My favorite version of the song – more for their harmonies, what else? – than emotional depth, is by the Four Freshmen.
Never been a big Nina Simone fan. Between what I consider over-stylized vocal tics and her much-publicized inverse racism, I’ve felt no desire to listen. However, I didn’t realize that she often played her own accompaniment. That recording and video showed real talent there. I’ll have to explore.
I did a search ( Song ‘Little Girl Blue’ ) on Allmusic and found 634 entries, including instrumental versions by Sonny Stitt, Stanley Turrentine and Gene Ammons.

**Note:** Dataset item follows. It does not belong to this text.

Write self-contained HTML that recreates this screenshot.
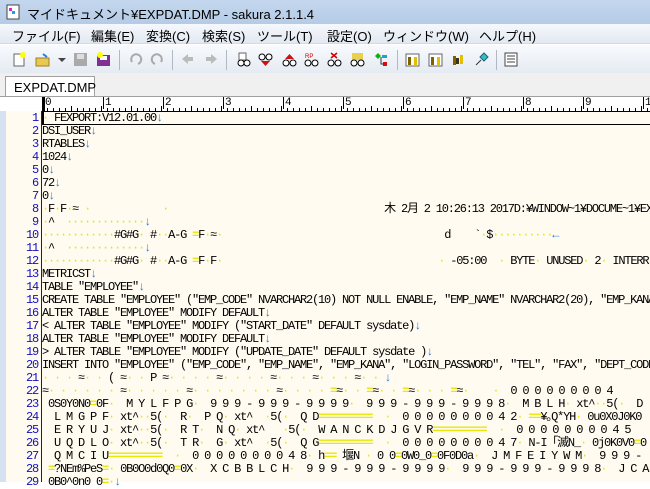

Even though instrumental versions leave out Hart’s lyrics, every player knows them, which becomes a major component of what s/he is trying to communicate with their playing. I’ve only heard Stanley’s version, but I hear that there. I’m going to look for the other two.
This is one from thomas crowne redux
https://youtu.be/QH3Fx41Jpl4
This one by roberta flack opened the film
https://m.youtube.com/watch?v=wDUk9Lsy_yQ
Fascinating Cohen song about Joplin.
I had never heard of Simone until the ’90’s. Her music is not easy listening music, but I like it very much.
I occurred to me watching the live version, that she perhaps wants to treat her voice as another instrument in a duet of sorts, rather than the usual in-your-face (ear) singing with the piano as mere accompaniment. In both versions the vocal volume is quite soft, and in the live version you can see her push the microphone away to make it even softer.
Her vocal style in the studio version is masterful and wonderful. On many of her long notes she gets to the perfect pitch, but she takes a half a beat to get there from the flat side. Terrific for the blues.
In the live version it also seems to me that she does not have a natural or automatic vibrato. She has to wring one out. I like the occasional or spare use of vibrato in a vocal piece.